HONG KONG • As analysts start turning bearish on Hong Kong home prices, the commercial property market is showing no signs of cooling, with Chinese companies shelling out record amounts for trophy buildings.
Sellers have reached out to potential buyers, including Industrial and Commercial Bank of China, Bank of Communications and Fosun International, according to brokers who asked not to be named because the information is private.
AIA Group is among bidders for a Swire Properties commercial building in Kowloon Bay that may fetch HK$8 billion (S$1.46 billion), Hong Kong Economic Times reported yesterday, citing unidentified sources.
Hong Kong, which boasts the most expensive office rents in the world, has become a sought-after destination for Chinese companies seeking to boost their global brands. They are also drawn by the prospect of higher returns and the potential for further currency appreciation on signs that the mainland economy is slowing.
Evergrande Real Estate Group and China Life Insurance bought office blocks in separate transactions worth a combined HK$18.35 billion in mid-November, breaking previous price records.
Buying a property is also a way for international companies to eliminate the risk of costly rent hikes in the future, analysts said.
"I expect this to continue as major occupiers in Hong Kong see a lack of future office supply and are concerned their rents will increase," said Mr John Davies, executive director for institutional investment properties at CBRE Group. "I still think major occupiers will look to buy their own buildings in Hong Kong - to satisfy occupancy needs and manage future costs and limit exposure to what will be office rental growth."
AIA, Industrial and Commercial Bank of China and Bank of Communications declined to comment on their plans. A spokesman for Fosun did not answer calls and an e-mail seeking comment.
Prices of Grade-A office space in Hong Kong's Central district are up 78 per cent since the beginning of 2010, and 121 per cent in the Kowloon East district over that period. The gains come against the backdrop of weakness in other parts of the property market.

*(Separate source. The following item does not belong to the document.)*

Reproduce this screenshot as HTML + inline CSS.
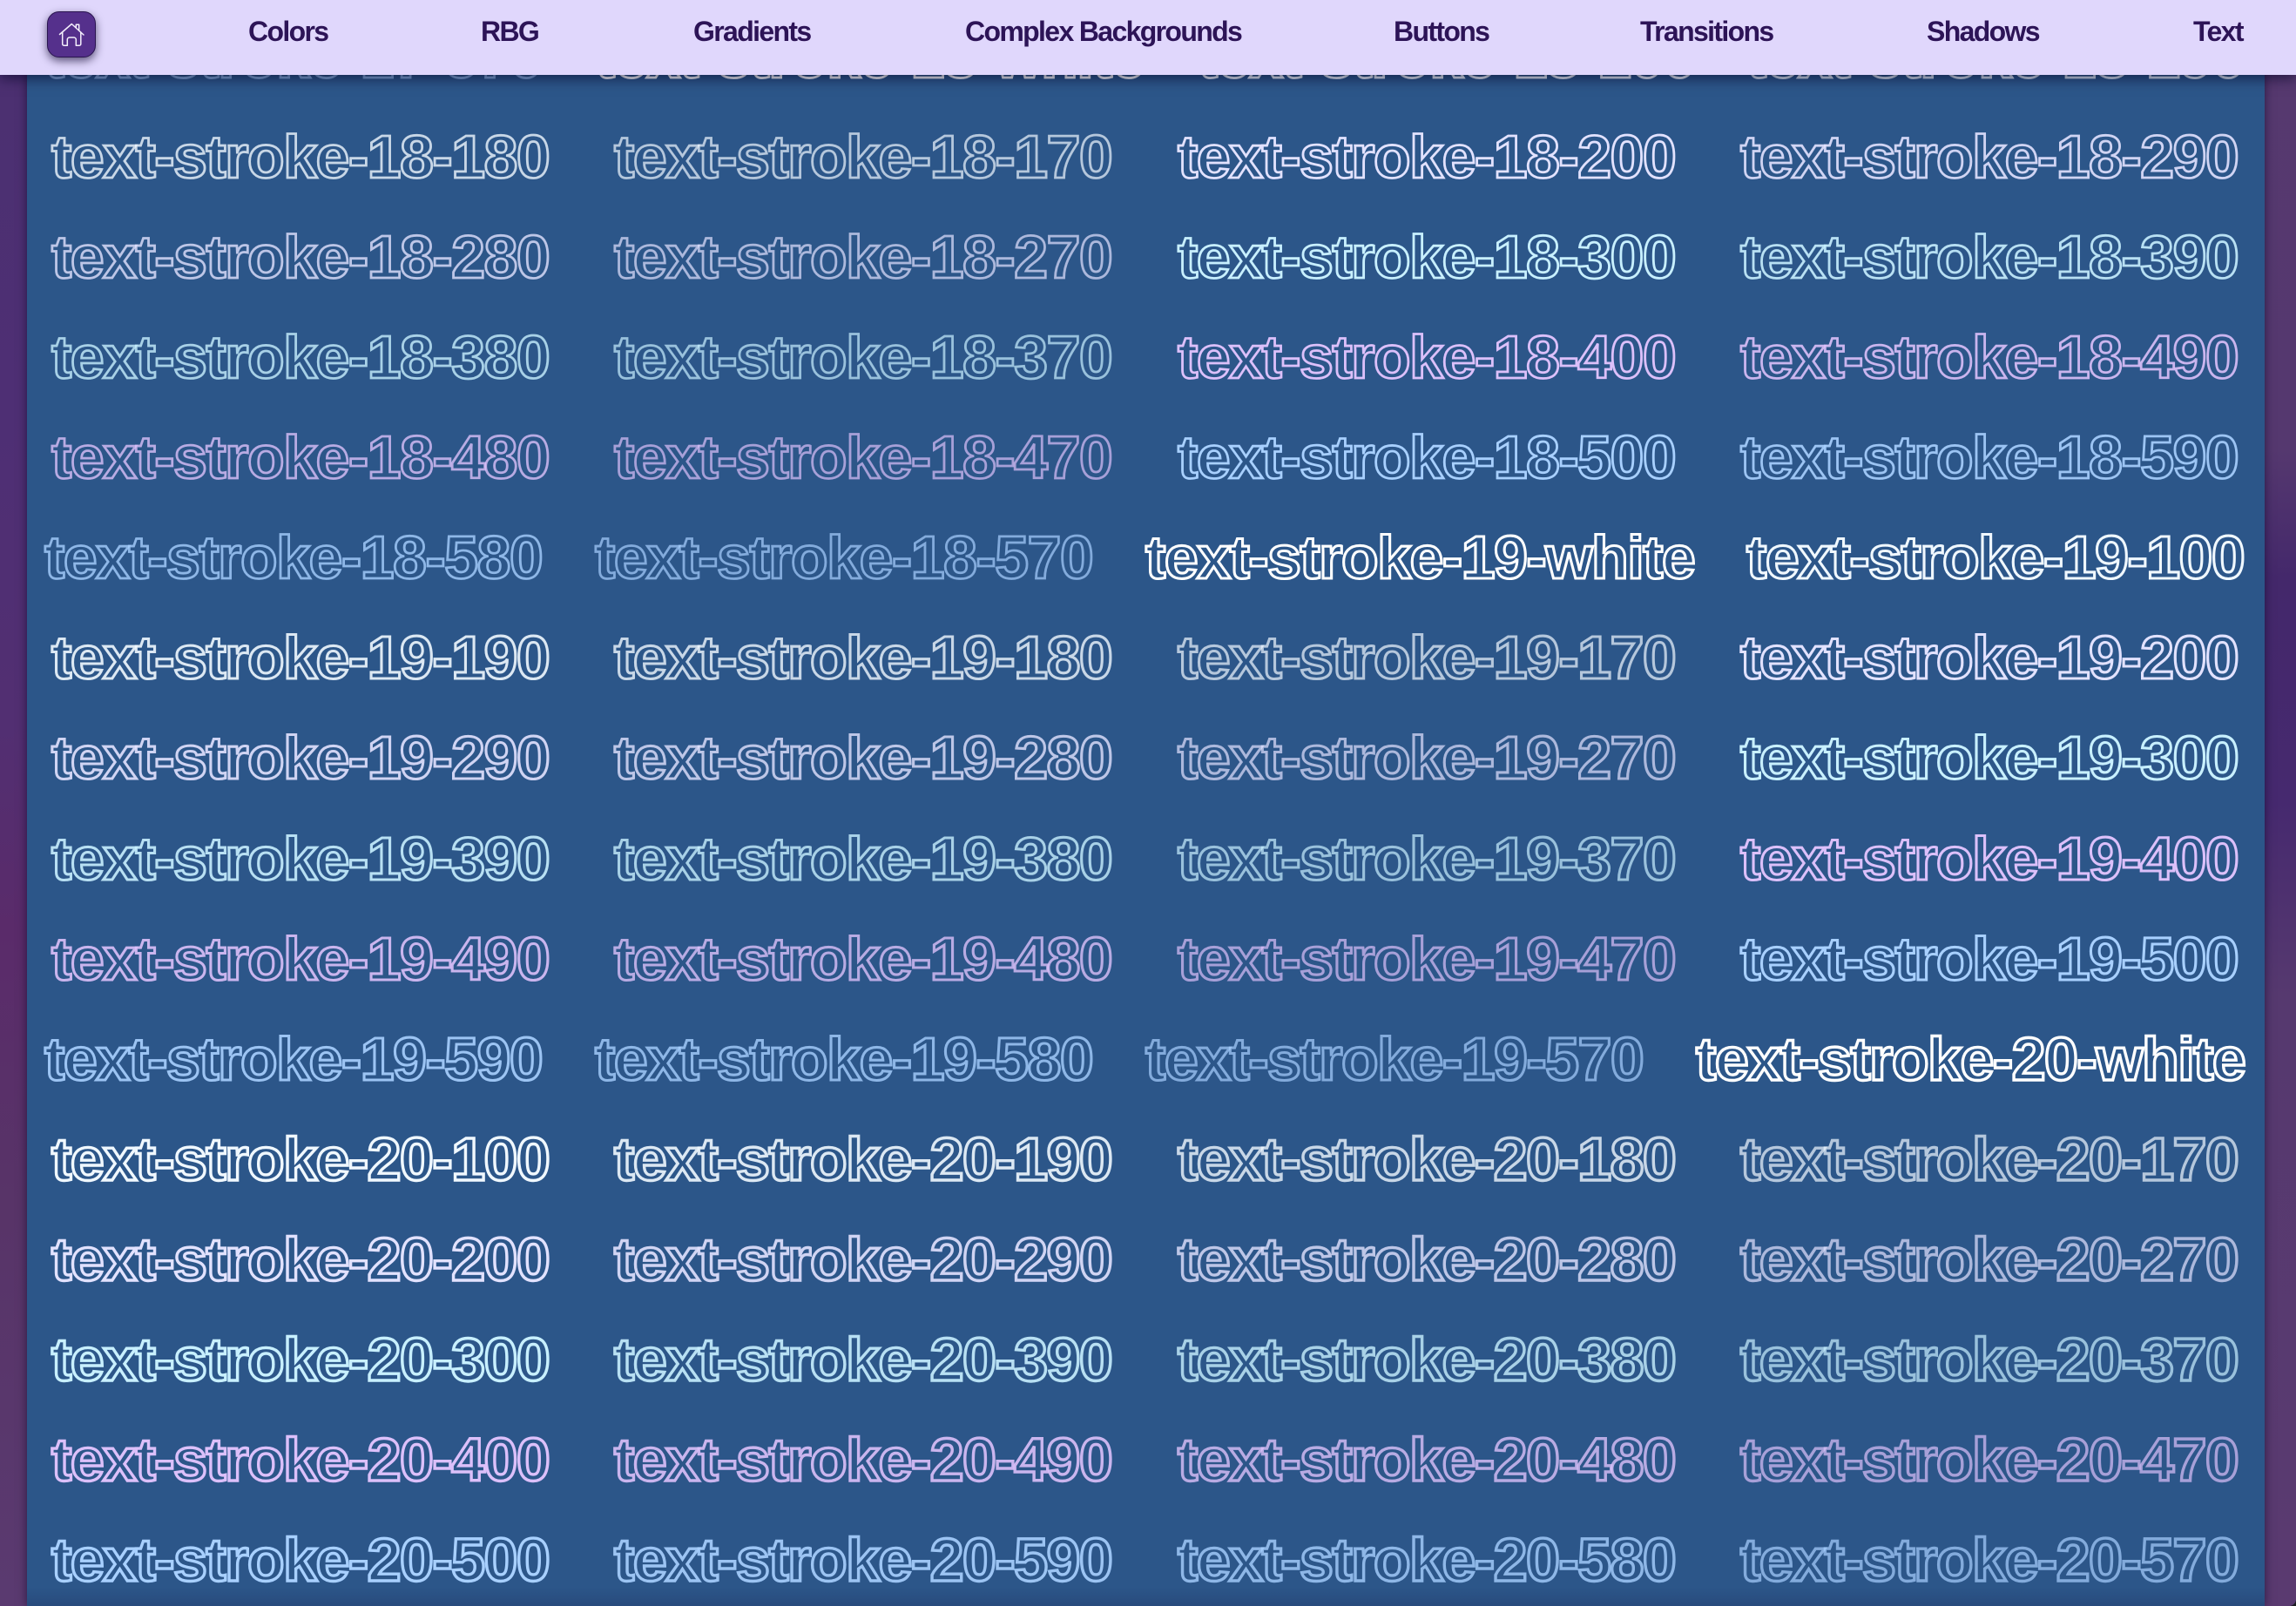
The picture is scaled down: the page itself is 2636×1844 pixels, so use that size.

On the residential property side, prices could decline by as much as 20 per cent in the next three to six months, Bocom International Holding Co said.
Retail rents are also falling as the city's appeal as a shopping paradise for mainland tourists has waned, with Jones Lang LaSalle expecting street rents in Central to drop a further 10 per cent next year after falling by about 20 to 30 per cent this year.